在一個用瓦楞板搭建的簡陋的小屋門口,一個面帶菜色的婦女正在收拾東西。心有不甘的老廖(廖亦武)又走過去詢問,但不一會兒,便回來對我說:「那個女人把我們當成密探了,說我是間諜,你再過去問一下吧。」於是我走了過去,用半開玩笑的口氣給那女人說:我們不是共軍的密探,也不是國軍的間諜,我們只是想了解一些上訪者的情況,做個社會調查。女人問:「你們是記者嗎?調查了能報導嗎?」我說,我們不是記者,我過去也上訪過,所以同情上訪者,想了解一下現在的上訪者的情況。女人說:「我怎麼知道你說的是實話?」我說:「我沒辦法證明自己說的是實話,這要看你的眼力了。」那女人上下瞅了瞅我說:「反正我死都不怕了,還害怕啥?」
但她還是忍不住又問:「那你們不是記者,調查這幹什麼?」我說:「希望能幫上點忙吧。」老廖、回地兩人見我和這女人聊上了,都走了過來。老廖說:「我們不是記者,算是研究者吧。」那女人又說:「不是記者調查這幹啥?你們能把我們的事報導出去嗎?有些記者也來過,其中也有密探間諜裝扮的,他們把我們的話全套去了也沒報導出來。有的假記者還把我們的證據材料都偷走了。不過反正我也被抓了好幾回了,什麼也不怕了,你們看吧。」接下來,女人的話像決堤的洪水一樣滔滔不絕地從她的口中湧了出來。
高先生在他的《高氏兄弟:尋訪上訪村》一文中描述說,隨後的幾個小時,一百多位不知從哪裡鑽出來的訪民開始排起了長隊,輪流給他們講述自己上訪的故事。
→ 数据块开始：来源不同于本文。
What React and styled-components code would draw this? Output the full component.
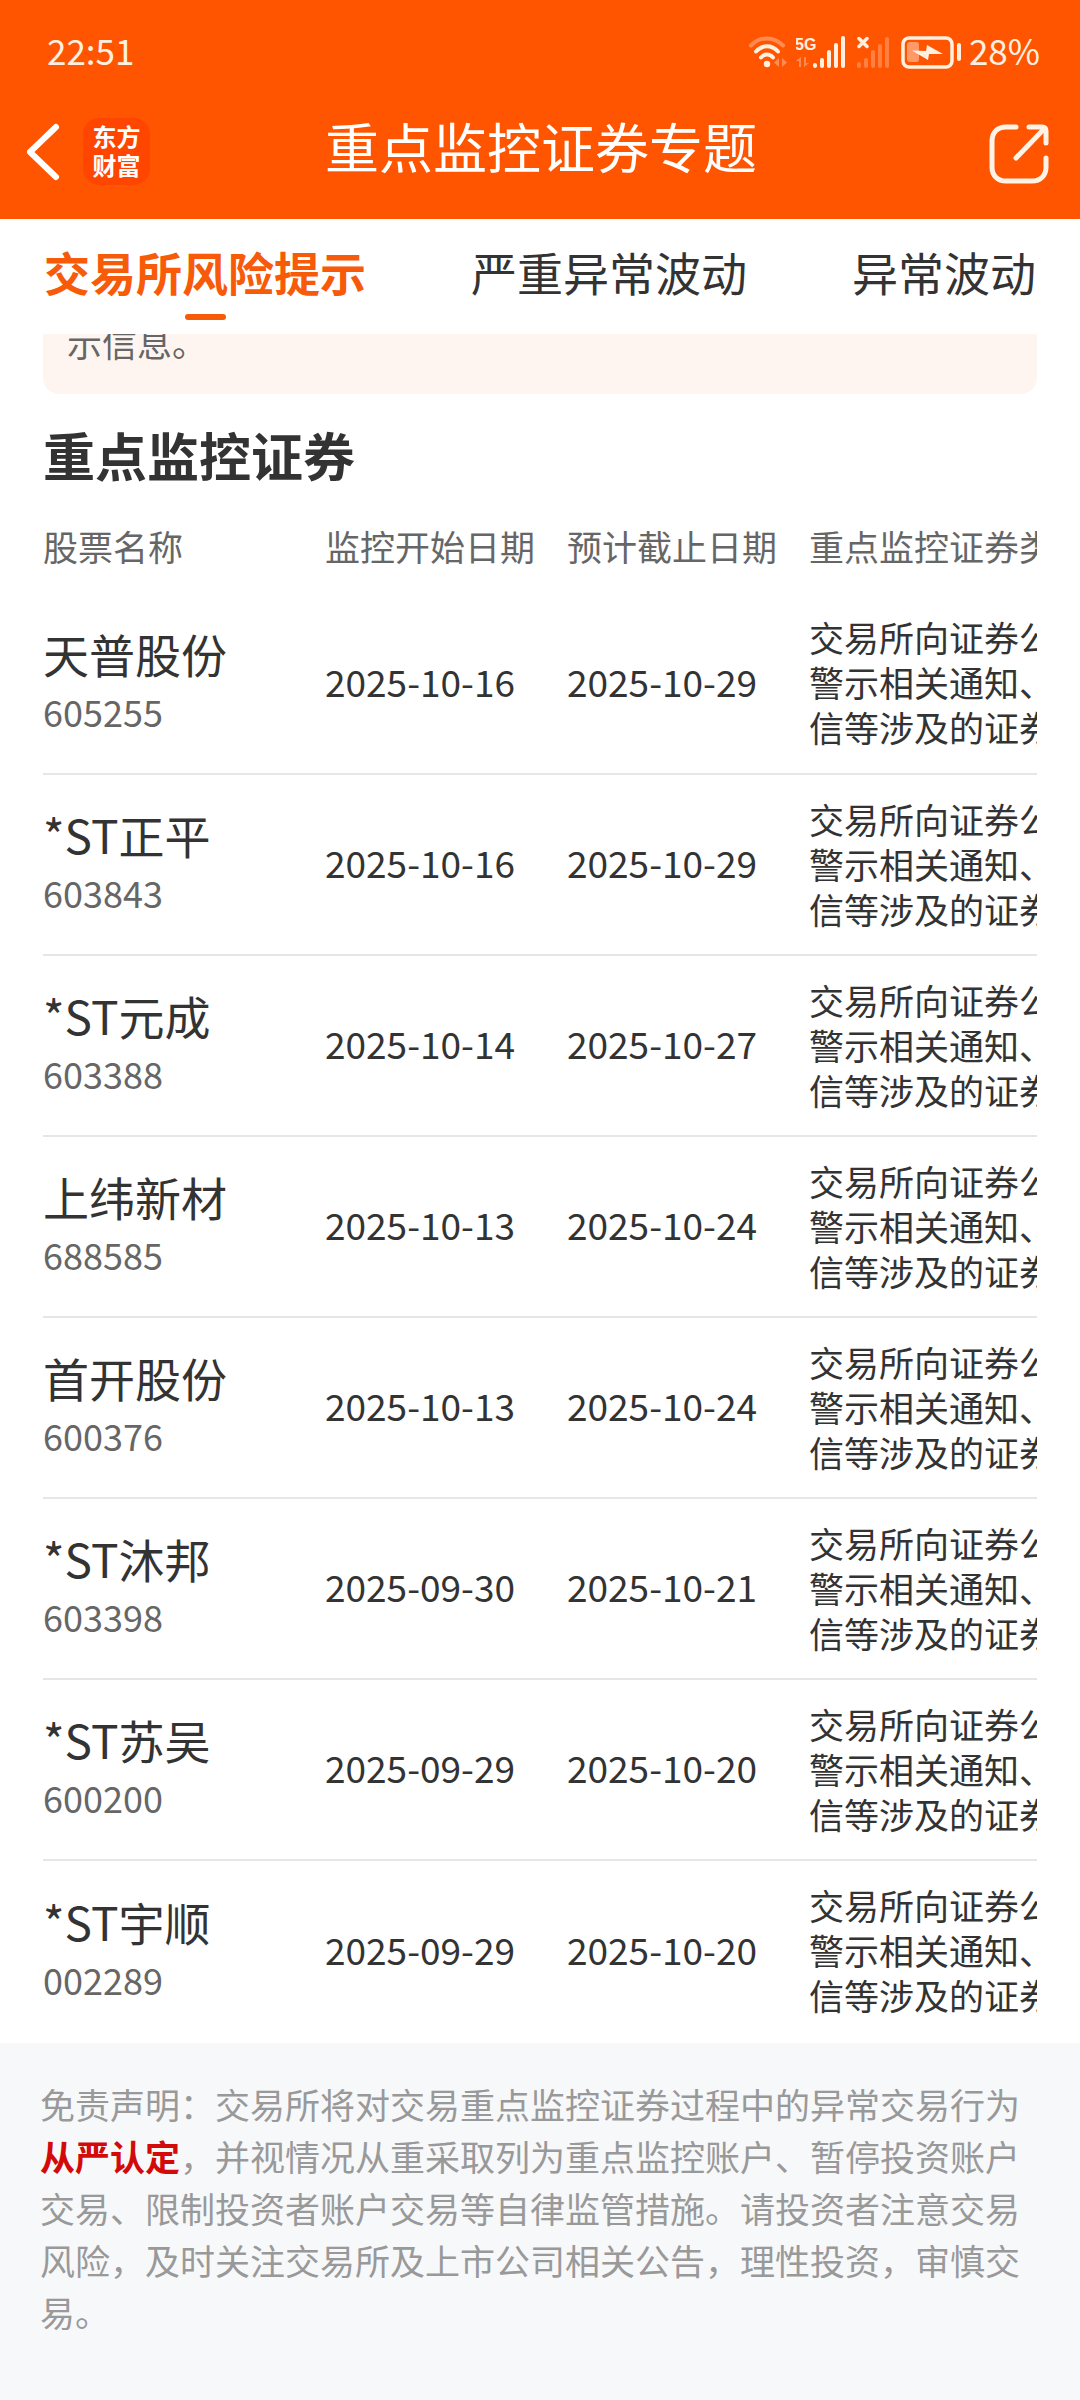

「門外聚集的人確實越來越多,男女老少都有,他們每人手中都拿著寫在白布或衣服上的申訴狀。有些人則直接穿著『上訪服』,手裡拿著狀子站在人群中。他們的情緒異常激動,一陣陣地高聲吆喝著,希望我們出去為他們拍照,傾聽他們的訴說。」直到高先生離開的時候也無法聽完訪民的訴說,只好把訪民的資料帶走。